Arthur L. Irving, one of Canada’s wealthiest persons and the son of Canadian entrepreneur K.C. Irving, died at the age of 93 after a lifetime devoted expanding the oil company his father built.
Irving Oil announced his death in a statement, saying he died on Monday flanked by his wife, Sandra, and daughter, Sarah.
According to Forbes Magazine, Arthur Irving is one of the ten richest Canadians in 2023. At the time of his death, he was believed to have a net worth of US$6.4 billion, which included Canada’s largest refinery in New Brunswick, as well as Ireland’s Whitegate plant.
Irving was born in 1930 and attended Acadia University in Nova Scotia before leaving to work for Irving Oil in 1951, alongside his father and two brothers.

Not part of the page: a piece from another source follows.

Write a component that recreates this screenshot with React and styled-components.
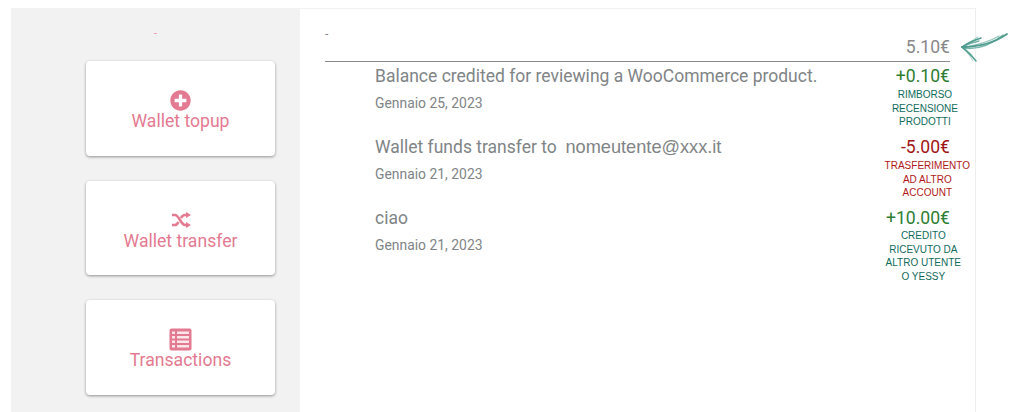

“I had the choice between going to Acadia or learning about business from the best teacher available anywhere — my father,” he told author Donald Savoie in his 2020 book about Irving Oil. “I went with the best teacher.”
He became the company’s president in 1972 and died as chairman emeritus.
His death occurs as the company’s Saint John refinery undergoes a “strategic review” to decide its future, as climate change prompts a shift away from fossil fuels in some countries.
While Irving’s biographers credit him for expanding the company, he also had a tough domestic life, including a painful divorce with his first wife in 1980 and, more recently, alienation from his eldest son.
In his book “Irving vs. Irving,” published in 2014, journalist Jacques Poitras described a moving scene from August 2013, when Irving stood at a Saint John news conference announcing that his company was officially launching a bid — which ultimately failed — to build a pipeline to transport crude oil from Alberta to the family’s refinery.
Poitras said that Kenneth, “his son and heir,” was noticeably absent after leaving the company in 2010 due to a disagreement. “Arthur, in his nineties, was surrounded by admirers yet remained alone. Poitras writes, “His refinery was in the background, but his family was torn asunder.”
In the 1980s and 1990s, Arthur Irving’s commercial life and interests were inextricably linked to his two brothers, J.K. and Jack, who assumed primary responsibility for various aspects of their father’s corporate empire. The trucking corporations used the Irvings’ refined gasoline, the forestry and shipping industries employed the Irvings’ construction divisions, and a chain of newspapers bought newsprint from a nearby mill.
In late 2009, the three Irving brothers divided their corporate holdings, with Arthur taking over the energy sector.
In its statement, the business characterized Irving as “a steadfast champion of Atlantic Canada and its people” who is one-of-a-kind.
“In this immense loss, we know there will never be another like him,” it continued.